Solved Example — Propped Cantilever (Moment Distribution)

Propped cantilever AB (fixed at A, roller at B), span L, UDL w:
FEM_AB = +wL²/12, FEM_BA = −wL²/12
DF at B: K_BA = 3EI/L (pinned end) → DF = 1.0
Unbalanced moment at B = −wL²/12
Distribution at B = +wL²/12 × 1.0 = +wL²/12
Carry over to A = 0 (pinned end) → none back to B
Carry over to A = +wL²/24 (from B)... No, COF=0 for pinned B.

Final moment: M_AB = wL²/12 + wL²/24 = wL²/8 (hogging at A) ✓
M_BA = 0 ✓ (roller end)

6.4 Kani's Method

An extension of moment distribution that handles sway frames more systematically.

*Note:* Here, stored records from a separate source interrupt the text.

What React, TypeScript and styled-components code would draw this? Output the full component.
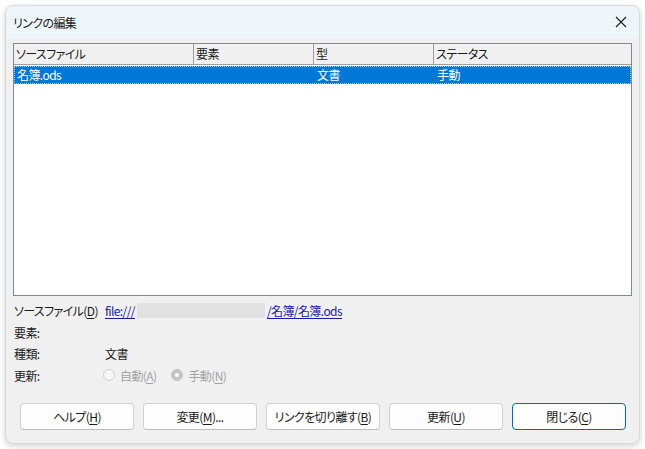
import React from 'react';
import styled, { createGlobalStyle } from 'styled-components';

const GlobalStyle = createGlobalStyle`
    html, body {
        margin: 0;
        padding: 0;
        background: #ffffff;
    }
    body {
        font-family: "Noto Sans CJK JP", "Noto Sans", sans-serif;
        font-size: 12px;
        color: #1a1a1a;
        font-feature-settings: "palt";
        letter-spacing: -0.6px;
        white-space: nowrap;
    }
`;

const Window = styled.div`
    margin: 5px;
    width: 635px;
    height: 439px;
    box-sizing: border-box;
    border-radius: 8px;
    border: 1px solid #d6d9dc;
    background: #f0f0f0;
    box-shadow: 0 2px 6px rgba(0, 0, 0, 0.18);
    overflow: hidden;
    display: flex;
    flex-direction: column;
`;

const TitleBar = styled.div`
    height: 32px;
    display: flex;
    align-items: center;
    justify-content: space-between;
    padding: 0 10px 0 7px;
    background: #eef5f9;
`;

const Title = styled.span`
    font-size: 12px;
    color: #1b1b1b;
`;

const CloseButton = styled.div`
    width: 16px;
    height: 16px;
    display: flex;
    align-items: center;
    justify-content: center;
`;

const Body = styled.div`
    flex: 1;
    display: flex;
    flex-direction: column;
    padding: 5px 7px 0 7px;
`;

const ListBox = styled.div`
    height: 253px;
    box-sizing: border-box;
    border: 1px solid #828790;
    background: #ffffff;
    display: flex;
    flex-direction: column;
`;

const HeaderRow = styled.div`
    display: grid;
    grid-template-columns: 180px 120px 120px 1fr;
    height: 20px;
    border-bottom: 1px solid #a0a0a0;
    background: #f0f0f0;
`;

const HeaderCell = styled.div<{ $last?: boolean }>`
    display: flex;
    align-items: center;
    padding-left: 2px;
    border-right: ${(p) => (p.$last ? 'none' : '1px solid #a0a0a0')};
    color: #1a1a1a;
    line-height: 1;
`;

const DataRow = styled.div<{ $selected?: boolean }>`
    display: grid;
    grid-template-columns: 180px 120px 120px 1fr;
    height: 18px;
    margin-top: 1px;
    box-sizing: border-box;
    background: ${(p) => (p.$selected ? '#0078d7' : 'transparent')};
    color: ${(p) => (p.$selected ? '#ffffff' : '#1a1a1a')};
    outline: ${(p) => (p.$selected ? '1px dotted #b8c7d8' : 'none')};
    outline-offset: -1px;
`;

const DataCell = styled.div`
    display: flex;
    align-items: center;
    padding-left: 3px;
    line-height: 1;
`;

const InfoGrid = styled.div`
    display: grid;
    grid-template-columns: 91px 1fr;
    grid-template-rows: 21px 22px 21px 22px;
    align-items: center;
    margin-top: 4px;
    padding-left: 1px;
`;

const Label = styled.span`
    color: #1a1a1a;
`;

const LinkText = styled.span`
    display: inline-flex;
    align-items: center;
    color: #1a1aa6;
    text-decoration: underline;
    text-underline-offset: 2px;
`;

const Redacted = styled.span`
    display: inline-block;
    width: 128px;
    height: 15px;
    background: #e1e1e1;
    margin: 0 2px;
`;

const RadioGroup = styled.div`
    display: flex;
    align-items: center;
    gap: 15px;
    margin-left: -2px;
`;

const RadioItem = styled.span`
    display: inline-flex;
    align-items: center;
    gap: 5px;
    color: #a3a3a3;
`;

const RadioCircle = styled.span<{ $checked?: boolean }>`
    width: 12px;
    height: 12px;
    box-sizing: border-box;
    border-radius: 50%;
    border: 1px solid ${(p) => (p.$checked ? '#c4c4c4' : '#cfcfcf')};
    background: ${(p) => (p.$checked ? '#c4c4c4' : '#f7f7f7')};
    display: inline-flex;
    align-items: center;
    justify-content: center;

    &::after {
        content: '';
        display: ${(p) => (p.$checked ? 'block' : 'none')};
        width: 4px;
        height: 4px;
        border-radius: 50%;
        background: #ffffff;
    }
`;

const U = styled.span`
    text-decoration: underline;
    text-underline-offset: 2px;
`;

const ButtonRow = styled.div`
    display: flex;
    gap: 9px;
    margin-top: 17px;
    padding: 0 6px 0 7px;
`;

const Button = styled.div<{ $default?: boolean }>`
    width: 114px;
    height: 27px;
    box-sizing: border-box;
    border-radius: 4px;
    background: #fdfdfd;
    border: 1px solid ${(p) => (p.$default ? '#0067c0' : '#d0d0d0')};
    border-bottom-color: ${(p) => (p.$default ? '#0067c0' : '#bcbcbc')};
    display: flex;
    align-items: center;
    justify-content: center;
    color: #1a1a1a;
`;

function App() {
    return (
        <>
            <GlobalStyle />
            <Window>
                <TitleBar>
                    <Title>リンクの編集</Title>
                    <CloseButton>
                        <svg width="12" height="12" viewBox="0 0 12 12">
                            <path d="M1 1 L11 11 M11 1 L1 11" stroke="#1a1a1a" strokeWidth="1.1" />
                        </svg>
                    </CloseButton>
                </TitleBar>
                <Body>
                    <ListBox>
                        <HeaderRow>
                            <HeaderCell>ソースファイル</HeaderCell>
                            <HeaderCell>要素</HeaderCell>
                            <HeaderCell>型</HeaderCell>
                            <HeaderCell $last>ステータス</HeaderCell>
                        </HeaderRow>
                        <DataRow $selected>
                            <DataCell>名簿.ods</DataCell>
                            <DataCell />
                            <DataCell>文書</DataCell>
                            <DataCell>手動</DataCell>
                        </DataRow>
                    </ListBox>
                    <InfoGrid>
                        <Label>
                            ソースファイル(<U>D</U>)
                        </Label>
                        <div>
                            <LinkText>
                                file:///
                                <Redacted />
                                /名簿/名簿.ods
                            </LinkText>
                        </div>
                        <Label>要素:</Label>
                        <div />
                        <Label>種類:</Label>
                        <span>文書</span>
                        <Label>更新:</Label>
                        <RadioGroup>
                            <RadioItem>
                                <RadioCircle />
                                <span>
                                    自動(<U>A</U>)
                                </span>
                            </RadioItem>
                            <RadioItem>
                                <RadioCircle $checked />
                                <span>
                                    手動(<U>N</U>)
                                </span>
                            </RadioItem>
                        </RadioGroup>
                    </InfoGrid>
                    <ButtonRow>
                        <Button>
                            ヘルプ(<U>H</U>)
                        </Button>
                        <Button>
                            変更(<U>M</U>)...
                        </Button>
                        <Button>
                            リンクを切り離す(<U>B</U>)
                        </Button>
                        <Button>
                            更新(<U>U</U>)
                        </Button>
                        <Button $default>
                            閉じる(<U>C</U>)
                        </Button>
                    </ButtonRow>
                </Body>
            </Window>
        </>
    );
}

export default App;
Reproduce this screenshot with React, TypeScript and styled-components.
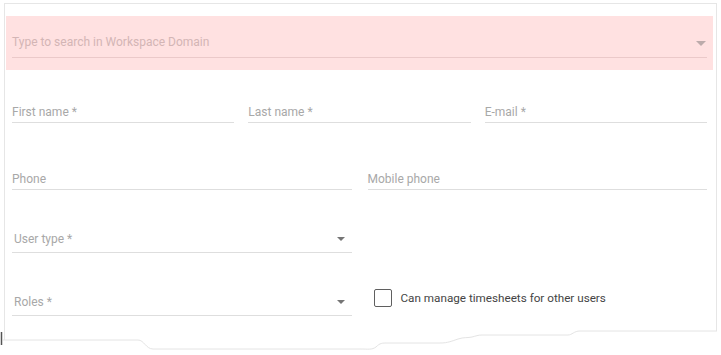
import styled, { createGlobalStyle } from 'styled-components'

const GlobalStyle = createGlobalStyle`
	html, body {
		margin: 0;
		background: #fff;
		font-family: Roboto, 'Noto Sans', sans-serif;
	}
`

function Arrow({ color, width, height }: { color: string; width: number; height: number }) {
	return (
		<svg width={width} height={height} viewBox={`0 0 ${width} ${height}`}>
			<polygon points={`0,0 ${width},0 ${width / 2},${height}`} fill={color} />
		</svg>
	)
}

function TornEdge() {
	// page coords shifted by y=320
	const line =
		'M3 20 L138 20 C144 20 146 29 153 29 L360 29 C368 29 372 30 376 27 C380 23 382 23 388 23 L440 23 C448 23 452 21 458 19 C464 17 468 18 472 17 C476 16 478 15 482 15 L568 15 C572 15 574 11 580 11 L717 11'
	return (
		<Tear width={721} height={35} viewBox="0 0 721 35">
			<path d={line + ' L721 11 L721 35 L0 35 L0 20 Z'} fill="#fff" />
			<path d={line} fill="none" stroke="#e4e4e4" strokeWidth={1} />
			<line x1={1.5} y1={12} x2={1.5} y2={25} stroke="#555" strokeWidth={1.5} />
		</Tear>
	)
}

function App() {
	return (
		<Page>
			<GlobalStyle />
			<Panel>
				<SearchBand>
					<SearchField>
						<SearchText>Type to search in Workspace Domain</SearchText>
						<Arrow color="#bcabab" width={10} height={5} />
					</SearchField>
				</SearchBand>
				<Form>
					<Row $cols={3} $top={34}>
						<Field>
							<Label>First name *</Label>
						</Field>
						<Field>
							<Label>Last name *</Label>
						</Field>
						<Field>
							<Label>E-mail *</Label>
						</Field>
					</Row>
					<Row $cols={2} $top={48} $gap={16}>
						<Field>
							<Label>Phone</Label>
						</Field>
						<Field>
							<Label>Mobile phone</Label>
						</Field>
					</Row>
					<Row $cols={2} $top={41} $gap={16}>
						<Field $select>
							<Label>User type *</Label>
							<Arrow color="#757575" width={8} height={4} />
						</Field>
						<div />
					</Row>
					<Row $cols={2} $top={41} $gap={16}>
						<Field $select>
							<Label>Roles *</Label>
							<Arrow color="#757575" width={8} height={4} />
						</Field>
						<CheckRow>
							<Box />
							<CheckLabel>Can manage timesheets for other users</CheckLabel>
						</CheckRow>
					</Row>
				</Form>
				<TornEdge />
			</Panel>
		</Page>
	)
}

const Page = styled.div`
	padding: 3px 0 0 4px;
	height: 352px;
	overflow: hidden;
`

const Panel = styled.div`
	position: relative;
	width: 713px;
	height: 360px;
	box-sizing: border-box;
	border: 1px solid #e6e6e6;
	border-bottom: none;
	padding: 12px 3px 0 1px;
`

const SearchBand = styled.div`
	background: #ffe1e1;
	padding: 18px 6px 12px 6px;
`

const SearchField = styled.div`
	display: flex;
	align-items: center;
	justify-content: space-between;
	padding: 0 1px 7px 0;
	border-bottom: 1px solid #ebc9c9;

	svg {
		margin-top: 2px;
	}
`

const SearchText = styled.span`
	font-size: 12px;
	line-height: 16px;
	color: #d3b5b5;
`

const Form = styled.div`
	padding: 0 6px;
`

const Row = styled.div<{ $cols: number; $top: number; $gap?: number }>`
	display: grid;
	grid-template-columns: repeat(${p => p.$cols}, 1fr);
	column-gap: ${p => p.$gap ?? 14}px;
	margin-top: ${p => p.$top}px;
	align-items: start;
`

const Field = styled.div<{ $select?: boolean }>`
	display: flex;
	align-items: center;
	justify-content: space-between;
	padding: 0 ${p => (p.$select ? '7px' : '0')} ${p => (p.$select ? '5px' : '2px')}
		${p => (p.$select ? '2px' : '0')};
	border-bottom: 1px solid #dedede;
`

const Label = styled.span`
	font-size: 12px;
	line-height: 16px;
	color: #a8a8a8;
`

const CheckRow = styled.div`
	display: flex;
	align-items: center;
	gap: 9px;
	margin-top: -5px;
	padding-left: 6px;
`

const Box = styled.span`
	width: 16px;
	height: 16px;
	border: 1px solid #5f5f5f;
	border-radius: 2px;
`

const CheckLabel = styled.span`
	font-size: 11.7px;
	line-height: 16px;
	color: #444;
`

const Tear = styled.svg`
	position: absolute;
	left: -5px;
	top: 316px;
	display: block;
`

export default App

Introduces rotation contributions (u) and shear contributions (v) that are iterated until convergence.

Rotation contribution: u_ij = −(1/2) × DF_ij × (M'_ij + Σu_ki)
where M'_ij = fixed-end moment contribution
Final moment = 2u_ij + u_ji + FEM_ij

6.5 Three-Moment Equation (Clapeyron's Theorem)

Used for analysis of continuous beams. Relates moments at three successive supports:

M_A·L₁/I₁ + 2M_B(L₁/I₁ + L₂/I₂) + M_C·L₂/I₂
= −6[A₁·ā₁/(I₁·L₁) + A₂·b̄₂/(I₂·L₂)]

A₁ = area of free BMD in span 1
ā₁, b̄₂ = distance of centroid of free BMD from left and right supports

6.6 Approximate Methods for Lateral Load Analysis

Portal Method (low-rise frames)

Assumes inflection points at midpoints of all beams and columns
Interior columns carry double the shear of exterior columns
Quick but less accurate for tall buildings (10+ storeys)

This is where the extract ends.